Wrong approach:logger.info('User password is ' + user.password);
Correct approach:logger.info('User login attempt, password masked');
Root cause:Misunderstanding privacy and security risks leads to exposing sensitive info in logs.
#2Logging synchronously on every request causing slow response.
Wrong approach:app.use((req, res, next) => { fs.appendFileSync('log.txt', req.url + '\n'); next(); });
Correct approach:Use asynchronous logging libraries that buffer writes, e.g., Winston with file transport.
Root cause:Not realizing synchronous file writes block the event loop and degrade performance.
#3Ignoring log rotation causing disk to fill up.
Wrong approach:Logging continuously to one file without rotation or cleanup.
Correct approach:Configure log rotation with size or time limits to archive old logs.

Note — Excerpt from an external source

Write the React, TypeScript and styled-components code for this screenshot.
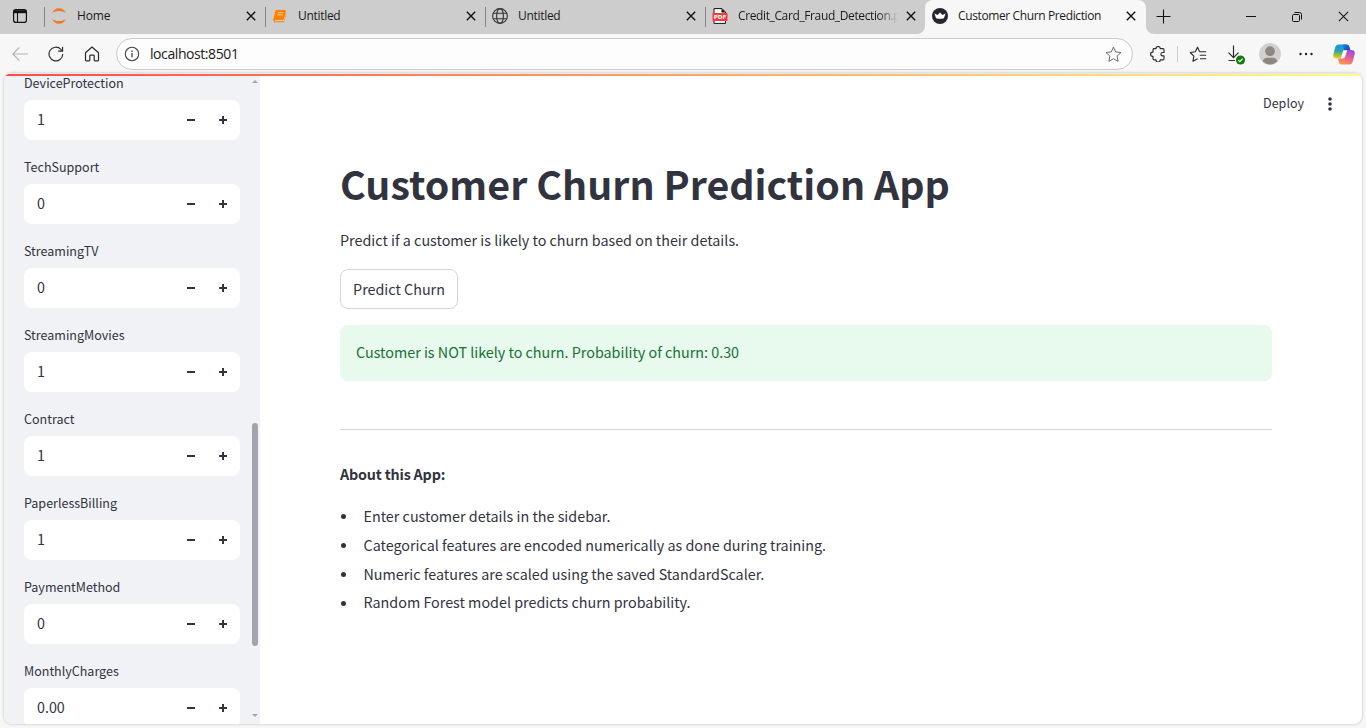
import React from 'react';
import styled, { createGlobalStyle } from 'styled-components';

const chrome = '#cdcdcd';
const surface = '#f7f7f7';
const ink = '#31333f';

const GlobalStyle = createGlobalStyle`
  * { box-sizing: border-box; }
  body { margin: 0; background: ${surface}; overflow: hidden; }
  svg { display: block; flex: none; }
`;

const Window = styled.div`
  width: 1366px;
  height: 728px;
  display: flex;
  flex-direction: column;
  background: ${surface};
  font-family: 'Noto Sans CJK SC', 'Noto Sans', sans-serif;
  color: ${ink};
  overflow: hidden;
`;

/* ---------- tab strip ---------- */
const TabStrip = styled.div`
  display: flex;
  height: 34px;
  flex: none;
  font: 12px/32px 'Open Sans', 'Noto Sans', sans-serif;
  color: #1b1b1b;
`;
const TabGroup = styled.div`
  display: flex;
  width: 925px;
  background: ${chrome};
  border-bottom-right-radius: 8px;
`;
const TabMenu = styled.div`
  width: 44px;
  padding: 9px 0 0 13px;
`;
const Tab = styled.div<{ $width?: number }>`
  display: flex;
  width: ${(p) => p.$width ?? 220}px;
  height: 34px;
  padding-right: 8px;
`;
const TabDivider = styled.i<{ $hidden?: boolean }>`
  width: 1px;
  height: 20px;
  margin-top: 7px;
  background: ${(p) => (p.$hidden ? 'transparent' : '#858585')};
`;
const TabIcon = styled.span`
  width: 32px;
  padding: 8px 0 0 6px;
`;
const TabTitle = styled.span<{ $spacing: number; $fade?: boolean }>`
  flex: 1;
  min-width: 0;
  overflow: hidden;
  white-space: nowrap;
  letter-spacing: ${(p) => p.$spacing}px;
  margin-right: 7px;
  ${(p) => p.$fade && 'mask-image: linear-gradient(90deg, #000 88%, transparent 100%);'}
`;
const TabClose = styled.span`
  width: 12px;
  padding: 11px 0 0 0.5px;
`;
const ActiveWrap = styled.div`
  width: 221px;
  background: linear-gradient(${chrome} 50%, ${surface} 50%);
`;
const ActiveTab = styled(Tab)`
  width: 221px;
  padding-right: 9px;
  background: ${surface};
  border-radius: 8px 8px 0 0;
`;
const Controls = styled.div`
  flex: 1;
  display: flex;
  background: ${chrome};
  border-bottom-left-radius: 8px;
`;
const Control = styled.span<{ $w: number; $push?: boolean }>`
  width: ${(p) => p.$w}px;
  height: 33px;
  display: flex;
  align-items: center;
  justify-content: center;
  margin-left: ${(p) => (p.$push ? 'auto' : '0')};
`;

/* ---------- toolbar ---------- */
const Toolbar = styled.div`
  display: flex;
  align-items: center;
  height: 39px;
  flex: none;
  padding: 1px 4px 0 2px;
`;
const Slot = styled.span<{ $w?: number }>`
  width: ${(p) => p.$w ?? 36}px;
  height: 36px;
  display: flex;
  align-items: center;
  justify-content: center;
`;
const AddressBar = styled.div`
  display: flex;
  align-items: center;
  width: 1017px;
  height: 32px;
  margin: 0 7px 0 6px;
  padding: 0 10px 0 7px;
  border: 1px solid #cbcbcd;
  border-radius: 16px;
  background: #fdfdfd;
`;
const Url = styled.span`
  flex: 1;
  margin-left: 10px;
  font: 14px/30px 'Open Sans', 'Noto Sans', sans-serif;
  letter-spacing: -0.42px;
  color: #1b1b1b;
`;
const ToolbarDivider = styled.i`
  width: 1px;
  height: 16px;
  margin: 0 0 0 1px;
  background: #cfcfcf;
`;

/* ---------- page ---------- */
const Page = styled.div`
  display: flex;
  flex-direction: column;
  width: 1358px;
  height: 651px;
  margin-left: 4px;
  border-radius: 8px;
  background: #fff;
  overflow: hidden;
  box-shadow: 0 0 2px 1px #d9d9db;
`;
const RainbowBar = styled.div`
  height: 3px;
  flex: none;
  border-top: 1px solid #e9e9e9;
  background: linear-gradient(90deg, #ff4b4b, #fffd80);
`;
const Body = styled.div`
  display: flex;
  flex: 1;
  min-height: 0;
`;
const Sidebar = styled.aside`
  display: flex;
  width: 256px;
  background: #f0f2f6;
  overflow: hidden;
`;
const Fields = styled.div`
  width: 248px;
  padding: 0 12px 0 20px;
`;
const Field = styled.div`
  height: 84px;
`;
const Label = styled.div`
  height: 24px;
  font-size: 12.53px;
  line-height: 14px;
`;
const NumberBox = styled.div`
  display: flex;
  align-items: center;
  height: 40px;
  padding: 0 12px 0 13px;
  border-radius: 8px;
  background: #fff;
  font-size: 14.32px;
`;
const Value = styled.span`
  flex: 1;
  height: 40px;
  line-height: 38px;
`;
const Stepper = styled.span`
  display: flex;
  gap: 22px;
`;
const ScrollTrack = styled.div`
  width: 6px;
  display: flex;
  flex-direction: column;
  justify-content: space-between;
  padding: 4px 0 7px;
`;
const ScrollThumb = styled.div`
  height: 223px;
  margin: 271px 0 -1px;
  border-radius: 3px;
  background: #a3a5ae;
`;
const Main = styled.main`
  flex: 1;
  display: flex;
  flex-direction: column;
`;
const Header = styled.header`
  display: flex;
  justify-content: flex-end;
  align-items: center;
  height: 56px;
  padding-right: 28px;
  gap: 22px;
  font-size: 12.53px;
`;
const Deploy = styled.span`
  height: 20px;
  line-height: 18px;
`;
const Content = styled.section`
  padding: 15px 90px 0 80px;
  font-size: 14.33px;
  line-height: 26px;
`;
const Title = styled.h1`
  margin: 0;
  height: 80px;
  font-size: 39.34px;
  line-height: 72px;
  font-weight: 700;
  white-space: nowrap;
`;
const Text = styled.p`
  margin: 0;
`;
const Button = styled.button`
  display: block;
  width: 118px;
  height: 40px;
  margin: 16px 0 16px;
  padding: 0;
  border: 1px solid #d6d6d9;
  border-radius: 8px;
  background: #fff;
  color: ${ink};
  font: inherit;
  white-space: nowrap;
`;
const Success = styled.div`
  height: 56px;
  padding: 14px 16px;
  border-radius: 8px;
  background: #e8f9ee;
  color: #177233;
`;
const Rule = styled.hr`
  height: 1px;
  margin: 48px 0 31px;
  border: 0;
  background: #d6d6d9;
`;
const About = styled.p`
  margin: 0 0 14.6px;
  font-weight: 700;
  letter-spacing: -0.19px;
`;
const List = styled.ul`
  margin: 0;
  padding: 0;
  list-style: none;
`;
const Item = styled.li`
  display: flex;
  align-items: center;
  height: 28.8px;
  &::before {
    content: '';
    width: 5px;
    height: 5px;
    margin: 2px 17.5px 0 1px;
    border-radius: 50%;
    background: ${ink};
  }
`;

const CloseIcon = ({ size = 10, stroke = 1.4 }: { size?: number; stroke?: number }) => (
  <svg width={size} height={size} viewBox="0 0 10 10" stroke="#111" strokeWidth={stroke} fill="none">
    <path d="M.8.8l8.4 8.4M9.2.8L.8 9.2" />
  </svg>
);
const TabMenuIcon = () => (
  <svg width="14" height="14" viewBox="0 0 14 14" fill="none" stroke="#111">
    <rect x=".6" y=".6" width="12.8" height="12.8" rx="2.2" strokeWidth="1.2" />
    <path d="M1 1.2h12v3H1z" fill="#111" stroke="none" />
    <path d="M4.5 4v9.5" strokeWidth="1.1" />
  </svg>
);
const JupyterIcon = () => (
  <svg width="16" height="16" viewBox="0 0 16 16" fill="#f37726">
    <path d="M1 5.3C2.300 2.200 4.800.3 8 .3s5.700 1.900 7 5C13.300 3.700 10.900 2.900 8 2.900S2.700 3.700 1 5.300z" />
    <path d="M1 10.700c1.300 3.100 3.800 5 7 5s5.700-1.900 7-5c-1.700 1.600-4.100 2.400-7 2.400s-5.300-.8-7-2.400z" />
  </svg>
);
const BookIcon = () => (
  <svg width="16" height="16" viewBox="0 0 16 16">
    <path d="M4.700 2h8.200q1.300 0 1 1.200L12 11q-.3 1-1.200 1H3q-.8.600 0 1.200h8.300q.8 0 1-.8L14 5.500q.5.500.2 1.400L12.500 13q-.4 1.200-1.500 1.200H2.600Q1 13.500 1.200 12L3.200 3.300Q3.600 2 4.700 2z" fill="#ff8000" />
    <path d="M6 4.700h5.500M5.500 6.800H11" stroke="#ffd6a3" strokeWidth=".9" />
  </svg>
);
const GlobeIcon = () => (
  <svg width="16" height="16" viewBox="0 0 16 16" fill="none" stroke="#333" strokeWidth="1.1">
    <circle cx="8" cy="8" r="7.400" />
    <ellipse cx="8" cy="8" rx="3.400" ry="7.400" />
    <path d="M1.300 5.300h13.400M1.300 10.700h13.400" />
  </svg>
);
const PdfIcon = () => (
  <svg width="16" height="16" viewBox="0 0 16 16">
    <path d="M2 .6h8l3.500 3.500v11.300H2z" fill="#fff" stroke="#111" />
    <path d="M9.500.6v4h4z" fill="#111" />
    <rect x=".5" y="5" width="15" height="8" rx=".6" fill="#f8383c" />
    <text x="8" y="11.200" textAnchor="middle" fontFamily="DejaVu Sans, sans-serif" fontWeight="700" fontSize="5.600" fill="#fff">PDF</text>
  </svg>
);
const CrownIcon = () => (
  <svg width="16" height="16" viewBox="0 0 16 16">
    <circle cx="8" cy="8" r="8" fill="#262730" />
    <path d="M2.400 5.600l3.200 1.300L8 4.500l2.400 2.400 3.200-1.300-1.700 4.600q-3.900 1.300-7.800 0z" fill="#fff" />
  </svg>
);
const BackIcon = () => (
  <svg width="16" height="14" viewBox="0 0 16 14" fill="none" stroke="#b4b4b4" strokeWidth="1.100">
    <path d="M16 7H.8M7.300.5L.8 7l6.500 6.500" />
  </svg>
);
const ReloadIcon = () => (
  <svg width="16" height="16" viewBox="0 0 17 17" fill="none" stroke="#2b2b2b" strokeWidth="1.200">
    <path d="M15.700 8.500A7.300 7.300 0 1 1 13.700 3.500L15.200 5.200" />
    <path d="M15.500.8v4.700h-4.700" />
  </svg>
);
const HomeIcon = () => (
  <svg width="16" height="16" viewBox="0 0 16 16" fill="none" stroke="#2b2b2b" strokeWidth="1.200" strokeLinejoin="round">
    <path d="M1.500 6.700L8 1l6.500 5.700v7.200q0 1-1 1H11q-.8 0-.8-.8V10q0-.8-.8-.8H6.600q-.8 0-.8.8v4.100q0 .8-.8.800H2.500q-1 0-1-1z" />
  </svg>
);
const InfoIcon = () => (
  <svg width="16" height="16" viewBox="0 0 16 16" fill="none" stroke="#444" strokeWidth="1.100">
    <circle cx="8" cy="8" r="6.700" />
    <path d="M8 7v4.300M8 4.600v1.300" strokeWidth="1.300" />
  </svg>
);
const StarIcon = () => (
  <svg width="17" height="17" viewBox="0 0 17 17" fill="none" stroke="#6a6a6a" strokeLinejoin="round">
    <path d="M8.500 1l2.200 4.900 5.300.6-3.900 3.600 1 5.300-4.600-2.700-4.600 2.700 1-5.300L1 6.500l5.300-.6z" />
  </svg>
);
const PuzzleIcon = () => (
  <svg width="16" height="16" viewBox="0 0 16 16" fill="none" stroke="#2b2b2b" strokeWidth="1.150" strokeLinejoin="round">
    <path d="M3.500 2.600H6a2.100 2.100 0 0 1 4.200 0h2.600q1.200 0 1.200 1.200v2.700h-1.400a1.700 1.700 0 0 0 0 3.400H14v2.800q0 1.200-1.200 1.200h-2.600a2.100 2.100 0 0 1-4.200 0H4.200Q3 13.900 3 12.700v-2.400h-.3a2.100 2.100 0 0 1 0-4.200H3V3.800q0-1.200 1.200-1.200z" />
  </svg>
);
const FavoritesIcon = () => (
  <svg width="18" height="17" viewBox="0 0 18 17" fill="none" stroke="#2b2b2b" strokeWidth="1.150" strokeLinejoin="round">
    <path d="M10.600 5.700L8.500 1.200 6.300 5.800 1.200 6.500l3.700 3.600-1 5.200 4.700-2.500" />
    <path d="M10.300 5.700h6.900M10.700 9.200h6.500M11 12.700h6.200" />
  </svg>
);
const DownloadIcon = () => (
  <svg width="20" height="22" viewBox="0 0 20 22" fill="none" stroke="#2b2b2b" strokeWidth="1.200">
    <path d="M7.500 2.500v12M2.500 9.700l5 5 5-5M2.500 17.500H9" />
    <circle cx="14.500" cy="17" r="4.600" fill="#107c10" stroke="none" />
    <path d="M12.300 17.100l1.500 1.500 2.900-3" stroke="#fff" />
  </svg>
);
const AvatarIcon = () => (
  <svg width="22" height="22" viewBox="0 0 23 23">
    <circle cx="11.500" cy="11.500" r="11.400" fill="#d2d0ce" />
    <circle cx="11.500" cy="8.600" r="5.100" fill="#8d8783" />
    <path d="M3.700 19.200q1.300-3.900 5-3.900h5.600q3.700 0 5 3.900a11.200 11.200 0 0 1-15.600 0z" fill="#8d8783" />
  </svg>
);
const DotsIcon = () => (
  <svg width="14" height="4" viewBox="0 0 14 4" fill="#222">
    <circle cx="1.500" cy="2" r="1.200" />
    <circle cx="7" cy="2" r="1.200" />
    <circle cx="12.500" cy="2" r="1.200" />
  </svg>
);
const CopilotIcon = () => (
  <svg width="22" height="21" viewBox="0 0 22 21">
    <defs>
      <linearGradient id="coolSide" x1=".4" y1="0" x2=".3" y2="1">
        <stop offset="0" stopColor="#1596e8" />
        <stop offset=".45" stopColor="#2f9fb5" />
        <stop offset=".75" stopColor="#8fc33f" />
        <stop offset="1" stopColor="#ffc914" />
      </linearGradient>
      <linearGradient id="warmSide" x1=".7" y1="0" x2=".3" y2="1">
        <stop offset="0" stopColor="#9b4de0" />
        <stop offset=".5" stopColor="#e55f9b" />
        <stop offset="1" stopColor="#ff9a3d" />
      </linearGradient>
      <linearGradient id="topFold" x1="0" y1="0" x2="1" y2=".6">
        <stop offset="0" stopColor="#168be5" />
        <stop offset="1" stopColor="#1745b8" />
      </linearGradient>
    </defs>
    <path d="M5.500.5h8q2 0 2.700 2l1 3.500h-3.500q-2 0-2.600 2L9 14.500H3.500Q-.5 14.500.4 10L2.300 3Q3.100.5 5.500.5z" fill="url(#coolSide)" />
    <path d="M9.500.5h4q2 0 2.700 2l1 3.500h-3.500q-1.500 0-2.300 1z" fill="url(#topFold)" />
    <path d="M16.500 20.500h-8q-2 0-2.500-1.800L5 14.500h3q2 0 2.600-2L12.700 6h5.800q4 0 3.100 4.500l-1.900 7.300q-.8 2.700-3.200 2.700z" fill="url(#warmSide)" />
    <path d="M10.300 6.300h3.900L12.200 12.500q-.6 2-2.300 2H7.800z" fill="#fbfbfb" />
  </svg>
);
const Minus = () => (
  <svg width="10" height="10" viewBox="0 0 10 10"><path d="M1 4h8v2H1z" fill={ink} /></svg>
);
const Plus = () => (
  <svg width="10" height="10" viewBox="0 0 10 10"><path d="M1 4h3V1h2v3h3v2H6v3H4V6H1z" fill={ink} /></svg>
);
const KebabIcon = () => (
  <svg width="8" height="14" viewBox="0 0 8 14" fill={ink}>
    <circle cx="4" cy="2" r="1.800" />
    <circle cx="4" cy="7" r="1.800" />
    <circle cx="4" cy="12" r="1.800" />
  </svg>
);

const tabs = [
  { title: 'Home', icon: <JupyterIcon />, width: 221, spacing: -0.15 },
  { title: 'Untitled', icon: <BookIcon />, spacing: -0.3 },
  { title: 'Untitled', icon: <GlobeIcon />, spacing: -0.3 },
  { title: 'Credit_Card_Fraud_Detection.pdf', icon: <PdfIcon />, spacing: -0.38, fade: true },
];

const fields = [
  ['DeviceProtection', '1'],
  ['TechSupport', '0'],
  ['StreamingTV', '0'],
  ['StreamingMovies', '1'],
  ['Contract', '1'],
  ['PaperlessBilling', '1'],
  ['PaymentMethod', '0'],
  ['MonthlyCharges', '0.00'],
];

const notes = [
  'Enter customer details in the sidebar.',
  'Categorical features are encoded numerically as done during training.',
  'Numeric features are scaled using the saved StandardScaler.',
  'Random Forest model predicts churn probability.',
];

export default function App() {
  return (
    <Window>
      <GlobalStyle />
      <TabStrip>
        <TabGroup>
          <TabMenu><TabMenuIcon /></TabMenu>
          {tabs.map((t, i) => (
            <Tab key={i} $width={t.width}>
              <TabDivider />
              <TabIcon>{t.icon}</TabIcon>
              <TabTitle $spacing={t.spacing} $fade={t.fade}>{t.title}</TabTitle>
              <TabClose><CloseIcon /></TabClose>
            </Tab>
          ))}
        </TabGroup>
        <ActiveWrap>
          <ActiveTab>
            <TabDivider $hidden />
            <TabIcon><CrownIcon /></TabIcon>
            <TabTitle $spacing={-0.38}>Customer Churn Prediction</TabTitle>
            <TabClose><CloseIcon /></TabClose>
          </ActiveTab>
        </ActiveWrap>
        <Controls>
          <Control $w={35}>
            <svg width="15" height="15" viewBox="0 0 15 15" stroke="#111" strokeWidth="1.100"><path d="M7.500.5v14M.5 7.500h14" /></svg>
          </Control>
          <Control $w={46} $push>
            <svg width="10" height="2" viewBox="0 0 10 2"><path d="M0 0h10v1H0z" fill="#111" /></svg>
          </Control>
          <Control $w={46}>
            <svg width="10" height="10" viewBox="0 0 10 10" fill="none" stroke="#111">
              <rect x=".5" y="2.500" width="7" height="7" rx="1.200" />
              <path d="M2.500.5H7.500q2 0 2 2v5" />
            </svg>
          </Control>
          <Control $w={46}><CloseIcon size={11} stroke={0.95} /></Control>
        </Controls>
      </TabStrip>

      <Toolbar>
        <Slot><BackIcon /></Slot>
        <Slot><ReloadIcon /></Slot>
        <Slot><HomeIcon /></Slot>
        <AddressBar>
          <InfoIcon />
          <Url>localhost:8501</Url>
          <StarIcon />
        </AddressBar>
        <Slot><PuzzleIcon /></Slot>
        <ToolbarDivider />
        <Slot $w={40}><FavoritesIcon /></Slot>
        <Slot><DownloadIcon /></Slot>
        <Slot $w={32}><AvatarIcon /></Slot>
        <Slot $w={40}><DotsIcon /></Slot>
        <Slot><CopilotIcon /></Slot>
      </Toolbar>

      <Page>
        <RainbowBar />
        <Body>
          <Sidebar>
            <Fields>
              {fields.map(([name, value]) => (
                <Field key={name}>
                  <Label>{name}</Label>
                  <NumberBox>
                    <Value>{value}</Value>
                    <Stepper><Minus /><Plus /></Stepper>
                  </NumberBox>
                </Field>
              ))}
            </Fields>
            <ScrollTrack>
              <svg width="6" height="3" viewBox="0 0 6 3"><path d="M0 3l3-3 3 3z" fill="#a3a5ae" /></svg>
              <ScrollThumb />
              <svg width="6" height="3" viewBox="0 0 6 3"><path d="M0 0l3 3 3-3z" fill="#a3a5ae" /></svg>
            </ScrollTrack>
          </Sidebar>
          <Main>
            <Header>
              <Deploy>Deploy</Deploy>
              <KebabIcon />
            </Header>
            <Content>
              <Title>Customer Churn Prediction App</Title>
              <Text>Predict if a customer is likely to churn based on their details.</Text>
              <Button>Predict Churn</Button>
              <Success>Customer is NOT likely to churn. Probability of churn: 0.30</Success>
              <Rule />
              <About>About this App:</About>
              <List>
                {notes.map((n) => <Item key={n}>{n}</Item>)}
              </List>
            </Content>
          </Main>
        </Body>
      </Page>
    </Window>
  );
}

Root cause:Overlooking log management leads to resource exhaustion and app crashes.
Key Takeaways
Logging captures your app’s story in production, helping you understand what happens when users interact with it.
Good logging uses levels, structure, and persistence to make logs useful and manageable at scale.
Centralized logging and aggregation are essential for apps running on multiple servers or containers.
Excessive or careless logging can harm performance and security, so balance and care are needed.
Logs are valuable not just for developers but for operations, security, and business insights.